Para a socióloga e pesquisadora Maria Arminda do Nascimento Arruda, docente da Faculdade e diretora da mesma até setembro do ano passado, a pesquisa mostra que a pandemia evidenciou problemas antigos do setor, como a falta de políticas públicas e investimento, informalidade dominante, predomínio de baixos rendimentos e a feminização da área, que foram potencializados durante o período.

— Todos estes pontos costumam ser componentes da precarização do trabalho cultural. O que as pesquisas revelam é que os problemas que se agudizaram com a pandemia já estavam, de certa maneira, anunciados. A crise na cultura é endêmica e se manifesta, na maior parte das vezes, na crise de financiamento público e numa incompreensão difundida em órgãos da administração federal sobre a importância das iniciativas do setor na construção de parâmetros civilizatórios. A cultura é permanentemente golpeada — afirmou Arruda no evento de encerramento do seminário, em 18 de dezembro.

A pesquisa obteve 2.667 respostas de agentes culturais entre junho e setembro de 2020, entre pessoas físicas (69,4%), como autônomos, servidores públicos e contratados com carteira assinada; e coletivos (30,6%), categoria que engloba os MEIs (microempreendedores individuais que faturam até cerca de R$80 mil ao ano) e pessoas jurídicas como empresas, associações e fundações privadas, além de cooperativas e agrupamentos informais.

A pandemia zerou a receita de 41% dos respondentes entre março e abril de 2020. Entre maio e julho, o prejuízo total atingiu quase metade do setor: 48,8% dos respondentes declararam redução de 100% dos rendimentos.

A cadeia produtiva do setor também foi duramente afetada, uma vez que entre março e abril e entre maio e julho as contratações de terceiros foram totalmente interrompidas por 43,1% e 49,1% dos entrevistados, respectivamente. Aqueles que puderam contratar focaram nos serviços digitais para a sobrevivência do negócio durante o isolamento social, como investimentos em publicidade na internet (19%) e ferramentas online para trabalho remoto (12,6%).

O desemprego também afetou duramente a área cultural: de março a abril, 44% das empresas ouvidas demitiram todos seus empregados. Entre maio e julho, a porcentagem caiu para 42,6%. O questionário foi finalizado em setembro, mas o mercado cultural seguia pessimista: 32,1% dos ouvidos projetavam ter que cortar todos os funcionários entre novembro de 2020 e janeiro de 2021.

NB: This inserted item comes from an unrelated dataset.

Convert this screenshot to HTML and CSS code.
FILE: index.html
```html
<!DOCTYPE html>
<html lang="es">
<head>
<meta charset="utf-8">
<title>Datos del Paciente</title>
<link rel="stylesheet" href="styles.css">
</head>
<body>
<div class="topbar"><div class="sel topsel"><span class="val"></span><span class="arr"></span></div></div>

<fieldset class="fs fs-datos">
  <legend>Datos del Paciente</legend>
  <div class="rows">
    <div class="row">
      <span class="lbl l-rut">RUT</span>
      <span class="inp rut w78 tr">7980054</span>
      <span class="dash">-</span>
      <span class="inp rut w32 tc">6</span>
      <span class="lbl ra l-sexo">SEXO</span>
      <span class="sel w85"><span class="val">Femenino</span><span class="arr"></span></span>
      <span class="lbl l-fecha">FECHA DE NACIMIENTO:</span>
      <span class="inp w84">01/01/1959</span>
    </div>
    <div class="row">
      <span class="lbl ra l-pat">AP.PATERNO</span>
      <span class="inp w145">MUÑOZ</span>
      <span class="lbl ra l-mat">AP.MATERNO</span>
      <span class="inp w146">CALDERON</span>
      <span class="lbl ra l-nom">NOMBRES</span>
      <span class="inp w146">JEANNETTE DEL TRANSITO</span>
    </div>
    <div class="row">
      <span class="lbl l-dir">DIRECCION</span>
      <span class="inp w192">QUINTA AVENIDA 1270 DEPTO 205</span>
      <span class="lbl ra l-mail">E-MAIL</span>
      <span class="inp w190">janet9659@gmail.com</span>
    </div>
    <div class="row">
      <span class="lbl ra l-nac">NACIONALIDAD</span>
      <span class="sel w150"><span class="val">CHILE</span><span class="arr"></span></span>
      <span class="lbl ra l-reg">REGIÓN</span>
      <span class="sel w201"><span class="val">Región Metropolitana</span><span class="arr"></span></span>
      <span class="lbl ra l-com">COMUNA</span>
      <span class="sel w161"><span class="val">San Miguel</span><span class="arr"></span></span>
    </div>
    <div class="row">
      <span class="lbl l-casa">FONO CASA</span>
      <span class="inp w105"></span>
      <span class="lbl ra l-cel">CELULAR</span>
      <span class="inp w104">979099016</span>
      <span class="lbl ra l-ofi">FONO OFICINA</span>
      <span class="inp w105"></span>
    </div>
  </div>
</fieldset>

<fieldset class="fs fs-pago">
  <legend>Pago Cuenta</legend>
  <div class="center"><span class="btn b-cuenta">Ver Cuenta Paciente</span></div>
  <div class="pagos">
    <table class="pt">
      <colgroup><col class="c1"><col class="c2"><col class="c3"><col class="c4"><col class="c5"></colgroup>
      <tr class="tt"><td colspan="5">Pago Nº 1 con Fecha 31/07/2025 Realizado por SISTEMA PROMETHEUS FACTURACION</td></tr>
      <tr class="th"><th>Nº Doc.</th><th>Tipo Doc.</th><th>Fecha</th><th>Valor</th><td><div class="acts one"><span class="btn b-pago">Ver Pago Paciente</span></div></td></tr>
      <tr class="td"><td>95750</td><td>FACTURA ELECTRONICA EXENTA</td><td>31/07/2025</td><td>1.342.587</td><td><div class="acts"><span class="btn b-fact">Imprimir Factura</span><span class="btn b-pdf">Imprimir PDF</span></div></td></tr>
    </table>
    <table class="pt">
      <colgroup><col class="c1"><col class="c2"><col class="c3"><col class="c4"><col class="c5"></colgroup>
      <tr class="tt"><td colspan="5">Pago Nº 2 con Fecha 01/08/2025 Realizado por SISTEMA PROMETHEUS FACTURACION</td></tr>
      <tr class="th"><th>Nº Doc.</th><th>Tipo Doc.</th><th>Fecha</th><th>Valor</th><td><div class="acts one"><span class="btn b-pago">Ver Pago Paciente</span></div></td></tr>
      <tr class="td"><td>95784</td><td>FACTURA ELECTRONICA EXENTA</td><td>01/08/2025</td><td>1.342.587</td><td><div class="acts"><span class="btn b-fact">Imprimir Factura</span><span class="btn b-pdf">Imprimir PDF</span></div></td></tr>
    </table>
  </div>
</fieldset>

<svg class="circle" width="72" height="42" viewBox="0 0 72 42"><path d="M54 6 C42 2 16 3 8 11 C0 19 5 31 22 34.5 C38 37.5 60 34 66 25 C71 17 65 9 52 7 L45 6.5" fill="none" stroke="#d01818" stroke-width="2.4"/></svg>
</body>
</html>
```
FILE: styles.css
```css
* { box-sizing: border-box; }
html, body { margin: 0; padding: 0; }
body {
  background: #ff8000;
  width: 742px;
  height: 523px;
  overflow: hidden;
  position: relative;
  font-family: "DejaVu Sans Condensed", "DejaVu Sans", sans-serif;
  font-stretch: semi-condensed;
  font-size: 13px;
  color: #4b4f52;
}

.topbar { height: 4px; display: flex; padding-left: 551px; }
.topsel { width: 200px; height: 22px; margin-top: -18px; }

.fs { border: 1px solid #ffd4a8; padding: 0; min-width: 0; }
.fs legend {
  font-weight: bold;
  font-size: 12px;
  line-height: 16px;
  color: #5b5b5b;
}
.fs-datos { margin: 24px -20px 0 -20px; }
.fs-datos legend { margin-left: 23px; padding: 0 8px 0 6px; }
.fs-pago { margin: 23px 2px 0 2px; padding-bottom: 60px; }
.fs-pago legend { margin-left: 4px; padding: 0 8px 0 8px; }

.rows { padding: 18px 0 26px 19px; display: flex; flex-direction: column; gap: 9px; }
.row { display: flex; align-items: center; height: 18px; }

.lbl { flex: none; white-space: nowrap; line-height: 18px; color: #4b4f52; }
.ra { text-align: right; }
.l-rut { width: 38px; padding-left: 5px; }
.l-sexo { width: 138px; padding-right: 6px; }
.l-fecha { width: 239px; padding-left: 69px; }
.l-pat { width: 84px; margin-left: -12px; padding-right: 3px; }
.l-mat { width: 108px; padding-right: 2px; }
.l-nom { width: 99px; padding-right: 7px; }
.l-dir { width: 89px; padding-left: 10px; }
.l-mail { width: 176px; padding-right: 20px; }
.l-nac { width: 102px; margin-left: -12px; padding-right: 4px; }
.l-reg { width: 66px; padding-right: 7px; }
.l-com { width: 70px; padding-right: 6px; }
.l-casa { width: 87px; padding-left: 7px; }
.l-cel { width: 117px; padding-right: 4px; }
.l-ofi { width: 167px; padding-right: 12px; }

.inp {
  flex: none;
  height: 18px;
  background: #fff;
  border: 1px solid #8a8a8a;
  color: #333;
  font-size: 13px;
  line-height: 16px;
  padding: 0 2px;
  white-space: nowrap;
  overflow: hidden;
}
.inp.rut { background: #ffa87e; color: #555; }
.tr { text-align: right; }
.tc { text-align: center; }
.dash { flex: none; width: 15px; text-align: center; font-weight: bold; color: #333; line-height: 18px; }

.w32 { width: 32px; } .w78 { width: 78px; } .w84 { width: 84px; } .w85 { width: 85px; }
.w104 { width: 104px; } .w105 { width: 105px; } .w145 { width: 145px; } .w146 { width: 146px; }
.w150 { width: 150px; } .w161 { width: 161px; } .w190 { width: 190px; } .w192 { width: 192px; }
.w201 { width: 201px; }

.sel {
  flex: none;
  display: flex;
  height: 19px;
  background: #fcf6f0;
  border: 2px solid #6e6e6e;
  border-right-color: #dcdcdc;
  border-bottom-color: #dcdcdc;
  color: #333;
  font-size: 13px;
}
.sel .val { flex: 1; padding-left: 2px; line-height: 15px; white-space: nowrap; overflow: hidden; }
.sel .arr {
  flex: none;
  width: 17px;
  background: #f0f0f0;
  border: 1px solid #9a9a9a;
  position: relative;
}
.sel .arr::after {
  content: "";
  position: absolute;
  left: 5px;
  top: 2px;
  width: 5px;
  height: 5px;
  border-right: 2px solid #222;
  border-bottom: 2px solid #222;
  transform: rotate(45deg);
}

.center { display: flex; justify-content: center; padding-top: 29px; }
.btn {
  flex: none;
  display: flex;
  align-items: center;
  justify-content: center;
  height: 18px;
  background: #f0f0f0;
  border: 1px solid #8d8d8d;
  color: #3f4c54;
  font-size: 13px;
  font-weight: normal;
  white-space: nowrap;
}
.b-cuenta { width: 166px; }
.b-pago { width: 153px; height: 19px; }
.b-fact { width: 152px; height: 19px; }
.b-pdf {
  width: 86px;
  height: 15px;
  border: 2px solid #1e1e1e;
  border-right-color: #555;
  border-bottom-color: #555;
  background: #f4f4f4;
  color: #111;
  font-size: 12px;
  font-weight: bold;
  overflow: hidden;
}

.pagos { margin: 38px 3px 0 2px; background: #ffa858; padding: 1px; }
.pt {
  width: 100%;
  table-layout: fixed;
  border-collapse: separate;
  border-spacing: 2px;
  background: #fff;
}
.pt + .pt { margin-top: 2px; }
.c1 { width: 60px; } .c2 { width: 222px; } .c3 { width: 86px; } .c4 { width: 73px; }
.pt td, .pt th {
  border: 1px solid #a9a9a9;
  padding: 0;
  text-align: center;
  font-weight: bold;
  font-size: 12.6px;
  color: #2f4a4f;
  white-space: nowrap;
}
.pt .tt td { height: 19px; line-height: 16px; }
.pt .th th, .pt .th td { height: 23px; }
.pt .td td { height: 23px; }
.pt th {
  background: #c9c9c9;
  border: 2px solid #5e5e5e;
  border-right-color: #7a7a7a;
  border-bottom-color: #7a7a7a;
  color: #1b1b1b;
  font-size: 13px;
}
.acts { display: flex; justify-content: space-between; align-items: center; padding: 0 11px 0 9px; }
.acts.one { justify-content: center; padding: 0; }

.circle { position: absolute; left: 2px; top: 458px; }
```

Para tentar reduzir danos e sobreviver ao cenário caótico, os agentes culturais coletivos e individuais apostaram na redução de carga horária e salários, programas de demissão voluntária, adesão ao programa de suspensão de contrato trabalhista do governo federal e o auxílio emergencial, além de doações e renegociação de dívidas. Mas as iniciativas não permitiram que a maioria dos artistas e produtores culturais conseguisse aliar à subsistência ao financiamento de suas atividades: cerca de 62,7% dos recursos recebidos na crise foram destinados ao sustento próprio e despesas domésticas, e 15,7% dos entrevistados afirmaram que não receberam nenhum apoio financeiro no período.

Para a socióloga e professora Maria Eduarda da Mota Rocha (UFPE) a precariedade e crise na área da cultura acentuadas pela pandemia expõem a necessidade de maior suporte aos agentes culturais do país e organização coletiva dos profissionais.

“A profundidade da crítica social despertada pela experiência da crise não será um reflexo imediato da história, mas dependerá, mais uma vez, da capacidade coletiva de converter o sofrimento em impulso de transformação, e para isso a cultura é o vetor mais importante. Mas sem seus produtores e produtoras, ela simplesmente não pode existir”, alertou Rocha no evento de encerramento.